All of this, observed from the outside, gives a very good impression of a genuine relationship. Though, of course, it always has.

While Whitman changes again, I probe a reluctant Leo about his latest venture, bankrolling a pair of art studios in London and Paris. His professed mission is to provide a studio space to those who might not be able to afford or find one for themselves. To what extent the pet project of a wealthy celebrity can truly make a difference in the lives of starving or marginalized artists, especially in such expensive, inaccessible cities, remains questionable. Most of the artists currently involved in the project are relative unknowns, and their output has been sporadic. Still, the studios are becoming established on the local scenes.

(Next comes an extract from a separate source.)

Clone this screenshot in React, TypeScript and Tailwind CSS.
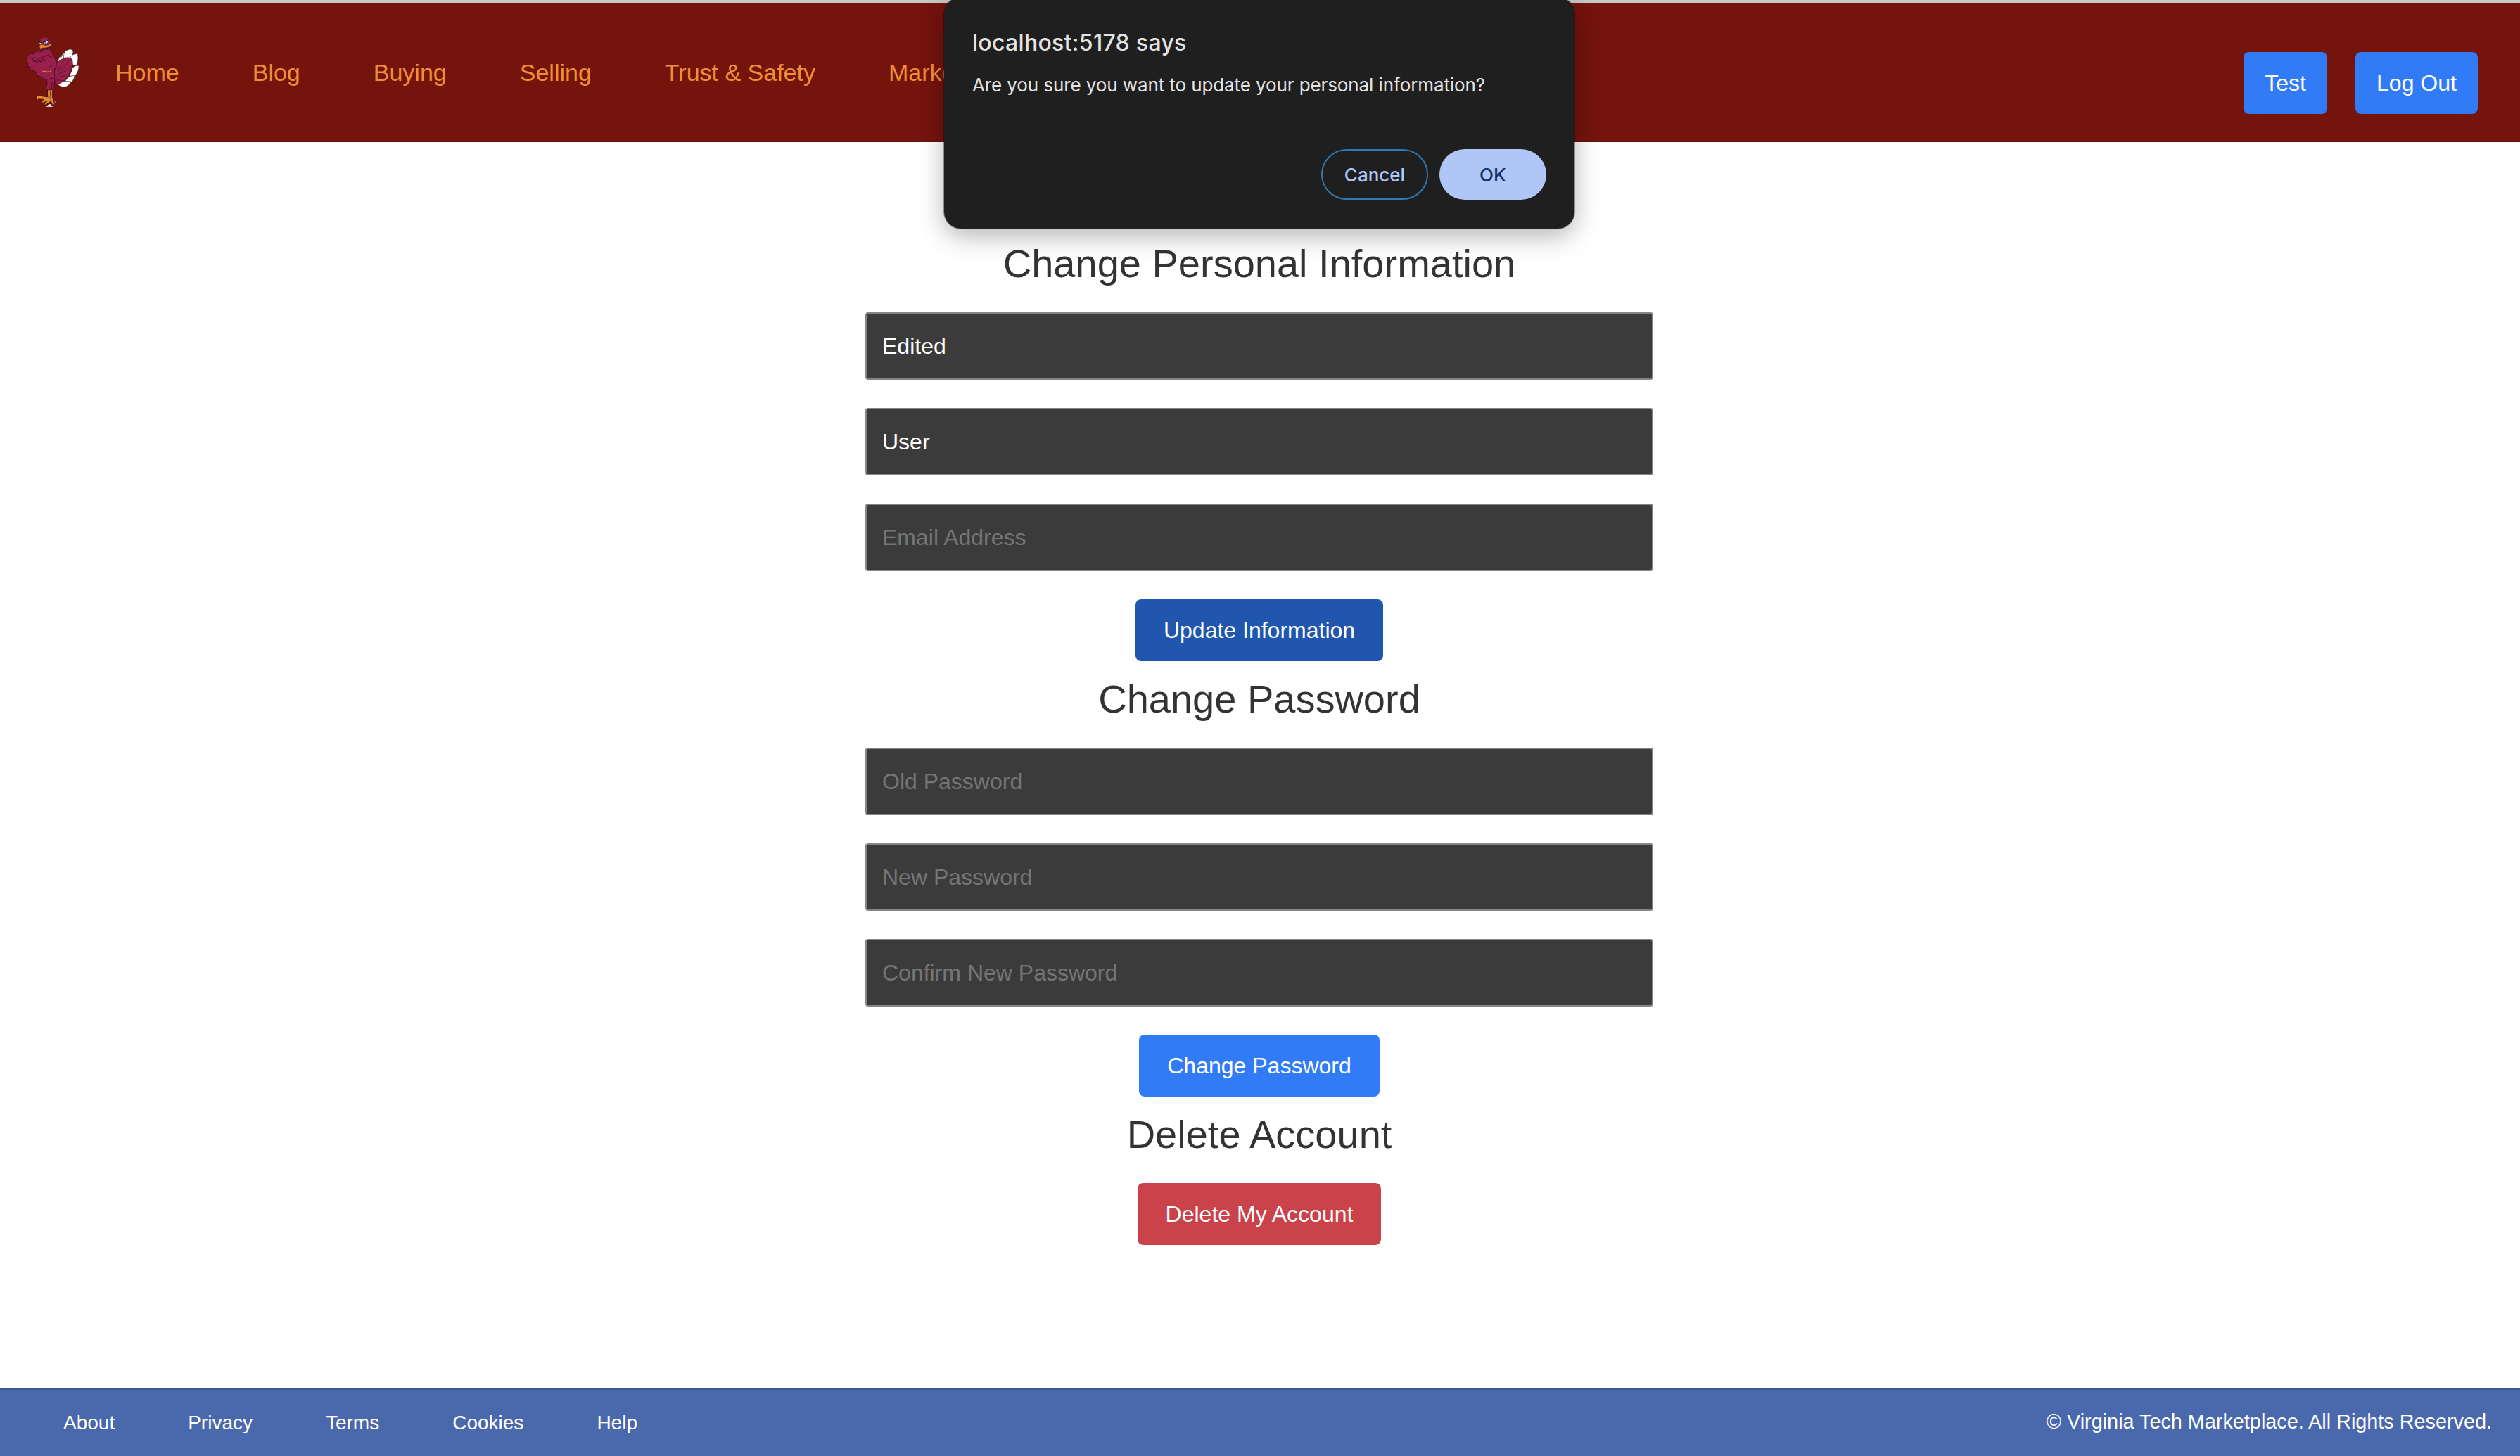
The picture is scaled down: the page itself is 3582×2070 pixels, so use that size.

Eloise Teng ran a series of workshops at the Paris location last month, the first big exhibition is expected this summer, and the parties are apparently off the wall.

Leo himself is unforthcoming. “I just pay the rent,” he says, and is saved by the bell, as Whitman announces they’re done for the day. The team shares celebratory beers; alcohol is clearly part of Whitman’s MO, but not one that I complain about, as I’m invited to join the circle. Whitman and Leo reach out to clink bottles without looking at each other, hands meeting naturally in the air.

It’s hard to tell what will happen if Whitman wins Best Actress at the Academy Awards this Sunday; it’s equally hard to tell what will happen if she doesn’t. Her trajectory once seemed like a golden narrative—the young ingenue, the dazzling Hollywood romance, the empress of the silver screen. When she fell, she fell hard, crashing and burning off her pedestal like a plane trailing smoke in the sky. Now she is something else, something that we don’t yet entirely know what to do with. If we’re not quick to make up our minds, Whitman will make them up for us, sliding a new character under our noses so gently that we’ll convince ourselves this version of her must be the real one.

Love her or hate her, it’s easy to project a tragic narrative on Whitman. Her troubled rise, her fall from grace. You can read her as an outsider stigmatized by a cutthroat industry or a control freak who remains Hollywood’s most high-strung diva. Over our time together, though, I kept noticing her gentle swagger, the easy way she lined up her pool shots, the sure hand she rested on Leo Milanowski’s shoulder. She looked amused, as though she had a private joke no one knew about. She seemed calm, in control, her sharp, handsome face relatively untroubled by the scandals cast upon it. It seemed almost as though she was having fun.